Figures polled at 0300 this morning show Liverpool Clipper fifth, leading a chasing pack of yachts 40 miles behind current leader Bristol. Jersey Clipper is two miles off the lead with great rivals Plymouth and Portsmouth seven and 15 miles respectively behind Jersey Clipper. Here’s Jessica’s latest report:

Today is day four at sea of the anticipated 24 days on the penultimate leg of The Times Clipper Round the World Yacht Race from Salvador to New York – and, in truth, the first time I have been able to contemplate sending some copy!

Liverpool Clipper made a good start to the race, taking the lead after the first and only mark. We hardened up on a starboard tack and spent the next two days beating to windward, north along the coast. The motion of the boat was pretty unkind and disagreed with several of us, including one round the worlder.

Seasickness due to the motion of the boat is made worse by the fetid air in the accommodation (beating to windward we had all the hatches closed) so the minute you go below and get to your bunk, you wish you were on deck again where there is air; and feeling ill on deck, all you want is to lie down. It’s a Catch 22. I would be a liar if I said that in the first two days, I had not seriously wanted to get off.

On day three we popped the kite in the early hours of the morning (no mean feat as you feel your way around a still unfamiliar deck in the gloom) and bore away and only then did I really begin to get my sealegs. Prior to that all my food bar one banana and a few ginger nut biscuits had been heaved over the side. However by this stage we had dropped to sixth place in the fleet, but with over 4000 miles to go, it’s all to play for still.

It takes some serious adjustment both physically and mentally to fall in with the rhythms of life on board. We have adopted a three-watch system so for the first five days my time will be spent as follows:

  • 1200-1600: on watch
  • 1600-0000: off watch
  • 0000-0400: on watch
  • 0400-0800: mother watch
  • 0800-1200: off watch

It’s just luck of the draw which watch you get first and we won’t make any major changes until day eight. I could not ask for more considerate people on board, the old hands are acutely aware that for leggers everything is foreign as it’s been a long time since my training so I ask one idiot question after another both above and below deck and receive patient answers.

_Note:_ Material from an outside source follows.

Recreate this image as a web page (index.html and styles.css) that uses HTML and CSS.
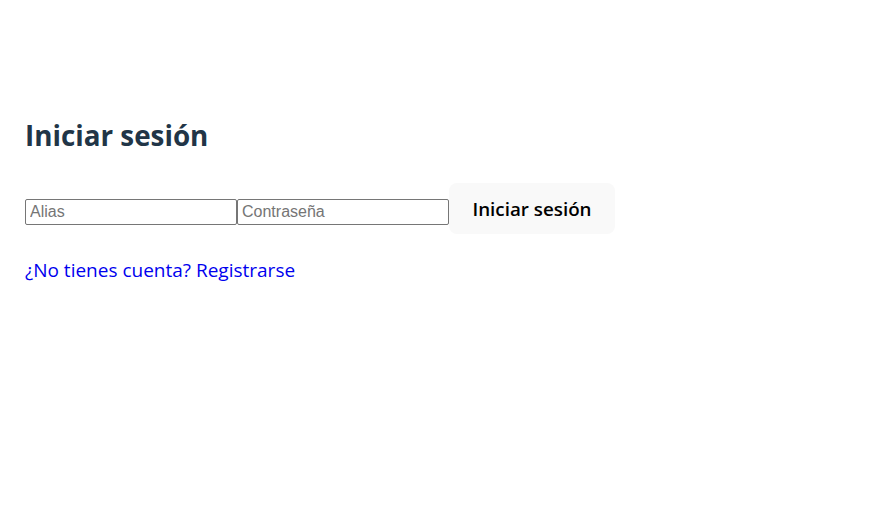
FILE: index.html
```html
<!DOCTYPE html>
<html lang="es">
<head>
<meta charset="utf-8">
<title>Iniciar sesión</title>
<link rel="stylesheet" href="styles.css">
</head>
<body>
<main class="page">
  <h1 class="title">Iniciar sesión</h1>
  <form class="login-form">
    <input class="field" type="text" placeholder="Alias">
    <input class="field" type="password" placeholder="Contraseña">
    <button class="submit" type="submit">Iniciar sesión</button>
  </form>
  <p class="register"><a class="register-link" href="#">¿No tienes cuenta? Registrarse</a></p>
</main>
</body>
</html>
```

FILE: styles.css
```css
html, body {
  margin: 0;
  padding: 0;
  background: #ffffff;
}

.page {
  padding: 112px 25px 0;
  font-family: "Open Sans", "Noto Sans", sans-serif;
  color: #213547;
}

.title {
  margin: 0;
  font-size: 27.8px;
  line-height: 46px;
  font-weight: 700;
  color: #213547;
}

.login-form {
  display: flex;
  align-items: center;
  margin-top: 25px;
}

.field {
  box-sizing: border-box;
  width: 212px;
  height: 26px;
  margin: 7px 0 0;
  padding: 1px 4px;
  border: 1px solid #767676;
  border-radius: 2px;
  font-family: "Liberation Sans", Arial, sans-serif;
  font-size: 16px;
  color: #000;
  background: #fff;
}

.field::placeholder {
  color: #757575;
}

.submit {
  box-sizing: border-box;
  height: 51px;
  width: 166px;
  margin: 0;
  padding: 0 10px;
  border: 1px solid transparent;
  border-radius: 8px;
  background: #f9f9f9;
  font-family: "Open Sans", "Noto Sans", sans-serif;
  font-size: 18.8px;
  font-weight: 600;
  color: #000;
  cursor: pointer;
}

.register {
  margin: 24px 0 0;
  font-size: 19px;
  line-height: 24px;
}

.register-link {
  color: #0000ee;
  text-decoration: none;
}
```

We shower every three days – shower in the loosest sense of the word as the water pump is currently broken, but even a bucket of cold water offers welcome relief as we are currently approximately three degrees south and the efforts of steering in a following sea and keeping control of the heavy weight kite leaves everyone sweating. I can hardly bear my own smell let alone that of others. One crew member, Zoe, uses Lavender oil to kill the odours, another Polly, pulls a bandana over her nose. Each to their own.

However, I am off watch for the next eight hours, and as I sit braced at the chart table, sounds of ‘Dido’ emanate from the CD player, smells of supper waft from the galley and with a light breeze over my shoulder, life seems bearable once again.